'''

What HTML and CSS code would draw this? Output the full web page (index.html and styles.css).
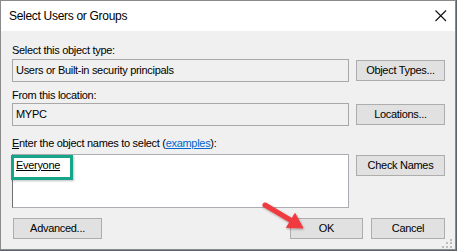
FILE: index.html
```html
<!DOCTYPE html>
<html>
<head>
<meta charset="utf-8">
<link rel="stylesheet" href="styles.css">
</head>
<body>
<div class="window">
  <div class="titlebar">
    <span class="title">Select Users or Groups</span>
    <svg class="close" width="12" height="12" viewBox="0 0 12 12"><path d="M0.5 0.5 L11 11 M11 0.5 L0.5 11" stroke="#111" stroke-width="1.1" fill="none"/></svg>
  </div>
  <div class="content">
    <div class="label lab1">Select this object type:</div>
    <div class="row">
      <div class="field">Users or Built-in security principals</div>
      <div class="btn">Object Types...</div>
    </div>
    <div class="label lab2">From this location:</div>
    <div class="row">
      <div class="field">MYPC</div>
      <div class="btn">Locations...</div>
    </div>
    <div class="label lab3"><u>E</u>nter the object names to select (<a class="link">examples</a>):</div>
    <div class="row top">
      <div class="names"><u>Everyone</u><span class="highlight"></span></div>
      <div class="btn">Check Names</div>
    </div>
    <div class="bottom">
      <div class="btn adv">Advanced...</div>
      <div class="spacer"></div>
      <div class="btn ok">OK</div>
      <div class="btn cancel">Cancel</div>
    </div>
  </div>
  <svg class="arrow" width="50" height="36" viewBox="258 198 50 36">
    <defs><filter id="sh" x="-20%" y="-20%" width="140%" height="140%"><feDropShadow dx="0.5" dy="1" stdDeviation="0.8" flood-color="#000" flood-opacity="0.35"/></filter></defs>
    <g filter="url(#sh)" fill="#ef3b40" stroke="#ef3b40">
      <line x1="265" y1="205" x2="292" y2="221" stroke-width="5" stroke-linecap="round"/>
      <polygon points="303,228 286.5,227.5 295,213.5" stroke-width="1" stroke-linejoin="round"/>
    </g>
  </svg>
  <svg class="grip" width="8" height="9" viewBox="0 0 8 9">
    <rect x="5" y="0" width="2" height="2" fill="#bdbdbd"/>
    <rect x="1" y="3" width="2" height="2" fill="#bdbdbd"/>
    <rect x="5" y="3" width="2" height="2" fill="#bdbdbd"/>
    <rect x="-3" y="7" width="2" height="2" fill="#bdbdbd"/>
    <rect x="1" y="7" width="2" height="2" fill="#bdbdbd"/>
    <rect x="5" y="7" width="2" height="2" fill="#bdbdbd"/>
  </svg>
</div>
</body>
</html>
```
FILE: styles.css
```css
html, body {
  margin: 0;
  padding: 0;
  background: #5a6470;
}
body {
  width: 457px;
  height: 251px;
  overflow: hidden;
  font-family: "Liberation Sans", Arial, sans-serif;
  font-size: 11px;
  letter-spacing: -0.3px;
  color: #000;
}
.window {
  position: relative;
  width: 454px;
  height: 248px;
  border: 1px solid #8a8a8a;
  background: #f0f0f0;
  display: flex;
  flex-direction: column;
}
.titlebar {
  height: 30px;
  background: #fff;
  display: flex;
  align-items: center;
  padding-left: 8px;
  padding-right: 8px;
}
.title {
  flex: 1;
  font-size: 12px;
  padding-bottom: 1px;
}
.close {
  display: block;
}
.content {
  flex: 1;
  padding: 11px 10px 0 11px;
  display: flex;
  flex-direction: column;
}
.label {
  height: 16px;
  line-height: 16px;
  white-space: nowrap;
}
.lab1 { margin-bottom: 1px; }
.lab2 { margin-top: 5px; }
.lab3 { margin-top: 9px; margin-bottom: 3px; }
.row {
  display: flex;
  align-items: center;
  gap: 7px;
}
.row.top { align-items: flex-start; }
.field {
  width: 332px;
  height: 21px;
  border: 1px solid #a8a8a8;
  background: #f0f0f0;
  padding-left: 3px;
  line-height: 21px;
  white-space: nowrap;
}
.btn {
  box-sizing: border-box;
  width: 89px;
  height: 21px;
  border: 1px solid #adadad;
  background: #e1e1e1;
  text-align: center;
  line-height: 19px;
  white-space: nowrap;
}
.row.top .btn { margin-top: 1px; }
.names {
  position: relative;
  box-sizing: border-box;
  width: 337px;
  height: 54px;
  background: #fff;
  border: 1px solid #abadb3;
  border-left-color: #6f6f6f;
  padding: 3px 0 0 3px;
  line-height: 15px;
}
.highlight {
  position: absolute;
  left: -2px;
  top: 0px;
  width: 56px;
  height: 19px;
  border: 3px solid #17a589;
  box-shadow: 1px 1px 2px rgba(0,0,0,0.25);
}
.link {
  color: #0066cc;
  text-decoration: underline;
}
.bottom {
  display: flex;
  margin-top: 10px;
  gap: 8px;
}
.btn.adv { margin-left: 1px; }
.spacer { flex: 1; }
.btn.ok { width: 73px; }
.btn.cancel { width: 74px; }
.arrow {
  position: absolute;
  left: 257px;
  top: 197px;
}
.grip {
  position: absolute;
  right: 2px;
  bottom: 1px;
  overflow: visible;
}
```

'''

WHAT YOU NEED TO DO ->
Omit any images, then output the listing exactly.

RESPONSE BELOW ->
What HTML and CSS code would draw this? Output the full web page (index.html and styles.css).
FILE: index.html
```html
<!DOCTYPE html>
<html>
<head>
<meta charset="utf-8">
<link rel="stylesheet" href="styles.css">
</head>
<body>
<div class="window">
  <div class="titlebar">
    <span class="title">Select Users or Groups</span>
    <svg class="close" width="12" height="12" viewBox="0 0 12 12"><path d="M0.5 0.5 L11 11 M11 0.5 L0.5 11" stroke="#111" stroke-width="1.1" fill="none"/></svg>
  </div>
  <div class="content">
    <div class="label lab1">Select this object type:</div>
    <div class="row">
      <div class="field">Users or Built-in security principals</div>
      <div class="btn">Object Types...</div>
    </div>
    <div class="label lab2">From this location:</div>
    <div class="row">
      <div class="field">MYPC</div>
      <div class="btn">Locations...</div>
    </div>
    <div class="label lab3"><u>E</u>nter the object names to select (<a class="link">examples</a>):</div>
    <div class="row top">
      <div class="names"><u>Everyone</u><span class="highlight"></span></div>
      <div class="btn">Check Names</div>
    </div>
    <div class="bottom">
      <div class="btn adv">Advanced...</div>
      <div class="spacer"></div>
      <div class="btn ok">OK</div>
      <div class="btn cancel">Cancel</div>
    </div>
  </div>
  <svg class="arrow" width="50" height="36" viewBox="258 198 50 36">
    <defs><filter id="sh" x="-20%" y="-20%" width="140%" height="140%"><feDropShadow dx="0.5" dy="1" stdDeviation="0.8" flood-color="#000" flood-opacity="0.35"/></filter></defs>
    <g filter="url(#sh)" fill="#ef3b40" stroke="#ef3b40">
      <line x1="265" y1="205" x2="292" y2="221" stroke-width="5" stroke-linecap="round"/>
      <polygon points="303,228 286.5,227.5 295,213.5" stroke-width="1" stroke-linejoin="round"/>
    </g>
  </svg>
  <svg class="grip" width="8" height="9" viewBox="0 0 8 9">
    <rect x="5" y="0" width="2" height="2" fill="#bdbdbd"/>
    <rect x="1" y="3" width="2" height="2" fill="#bdbdbd"/>
    <rect x="5" y="3" width="2" height="2" fill="#bdbdbd"/>
    <rect x="-3" y="7" width="2" height="2" fill="#bdbdbd"/>
    <rect x="1" y="7" width="2" height="2" fill="#bdbdbd"/>
    <rect x="5" y="7" width="2" height="2" fill="#bdbdbd"/>
  </svg>
</div>
</body>
</html>
```
FILE: styles.css
```css
html, body {
  margin: 0;
  padding: 0;
  background: #5a6470;
}
body {
  width: 457px;
  height: 251px;
  overflow: hidden;
  font-family: "Liberation Sans", Arial, sans-serif;
  font-size: 11px;
  letter-spacing: -0.3px;
  color: #000;
}
.window {
  position: relative;
  width: 454px;
  height: 248px;
  border: 1px solid #8a8a8a;
  background: #f0f0f0;
  display: flex;
  flex-direction: column;
}
.titlebar {
  height: 30px;
  background: #fff;
  display: flex;
  align-items: center;
  padding-left: 8px;
  padding-right: 8px;
}
.title {
  flex: 1;
  font-size: 12px;
  padding-bottom: 1px;
}
.close {
  display: block;
}
.content {
  flex: 1;
  padding: 11px 10px 0 11px;
  display: flex;
  flex-direction: column;
}
.label {
  height: 16px;
  line-height: 16px;
  white-space: nowrap;
}
.lab1 { margin-bottom: 1px; }
.lab2 { margin-top: 5px; }
.lab3 { margin-top: 9px; margin-bottom: 3px; }
.row {
  display: flex;
  align-items: center;
  gap: 7px;
}
.row.top { align-items: flex-start; }
.field {
  width: 332px;
  height: 21px;
  border: 1px solid #a8a8a8;
  background: #f0f0f0;
  padding-left: 3px;
  line-height: 21px;
  white-space: nowrap;
}
.btn {
  box-sizing: border-box;
  width: 89px;
  height: 21px;
  border: 1px solid #adadad;
  background: #e1e1e1;
  text-align: center;
  line-height: 19px;
  white-space: nowrap;
}
.row.top .btn { margin-top: 1px; }
.names {
  position: relative;
  box-sizing: border-box;
  width: 337px;
  height: 54px;
  background: #fff;
  border: 1px solid #abadb3;
  border-left-color: #6f6f6f;
  padding: 3px 0 0 3px;
  line-height: 15px;
}
.highlight {
  position: absolute;
  left: -2px;
  top: 0px;
  width: 56px;
  height: 19px;
  border: 3px solid #17a589;
  box-shadow: 1px 1px 2px rgba(0,0,0,0.25);
}
.link {
  color: #0066cc;
  text-decoration: underline;
}
.bottom {
  display: flex;
  margin-top: 10px;
  gap: 8px;
}
.btn.adv { margin-left: 1px; }
.spacer { flex: 1; }
.btn.ok { width: 73px; }
.btn.cancel { width: 74px; }
.arrow {
  position: absolute;
  left: 257px;
  top: 197px;
}
.grip {
  position: absolute;
  right: 2px;
  bottom: 1px;
  overflow: visible;
}
```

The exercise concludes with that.